Tossing Off To Anything: The Wild Adolescence of Weird Science

Weird Science poster

Partying hard with the Bride of Frankenweiner


Weird Science may not be as memorable as Planes, Trains and Automobiles, or as iconic as The Breakfast Club, but it’s still one of John Hughes’ finest. It’s also one of his funniest, delivering surreal, balls-out laughter with a sci-fi twist. Hughes had a special talent for appealing to teenagers during his mid-80s pomp, possessing a profound understanding of what made them tick. Weird Science is crude, irreverent and wholly relatable, speaking to rambunctious adolescents on their level rather than patronising them with textbook morality lessons and unrealistic, studio-friendly characters.
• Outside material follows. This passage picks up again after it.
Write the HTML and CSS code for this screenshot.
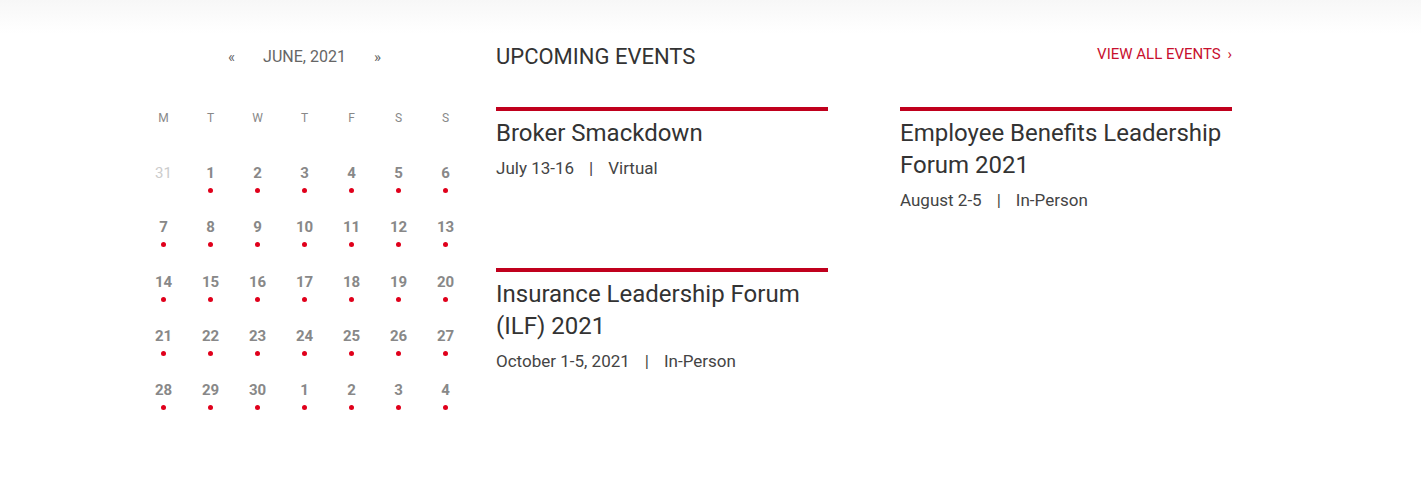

Hughes understood the way kids think, feel, and, perhaps most crucially, the ways and words they use to communicate amid the various pressures of a pre-adult existence. He wrote as a kid for kids, something the cast of Weird Science would later attest to.

Tonally, Weird Science is something of a departure for a writer/director who generally tackled teenage alienation with something of a dark edge. The film’s title was derived from the EC Comics anthology series of the same name, one which producer Joel Silver would acquire the rights to during the early 1980s, and is loosely based on the story “Made of the Future” by Al Feldstein, published as part of issue 5 in January 1951. EC Comics was the same company that published “Creepshow”, “Tales from the Crypt” and “Mad Magazine”, the former adapted into a series of successful splash panel-inspired movies involving Stephen King and George A. Romero, a style indicative of Weird Science‘s fun and anarchic nature. “Tales from the Crypt” would also receive the silver screen treatment, and, much like Weird Science almost a decade after its release, would spawn a TV Show of the same name. “Weird Science”, which ran for five seasons between 1994 and 1997, would follow the movie’s exact premise, updating Mary Shelley’s Frankenstein for late 20th Century sensibilities. The fact that the concept still had legs so long after the film’s release speaks to Hughes’ fundamental understanding of his target audience.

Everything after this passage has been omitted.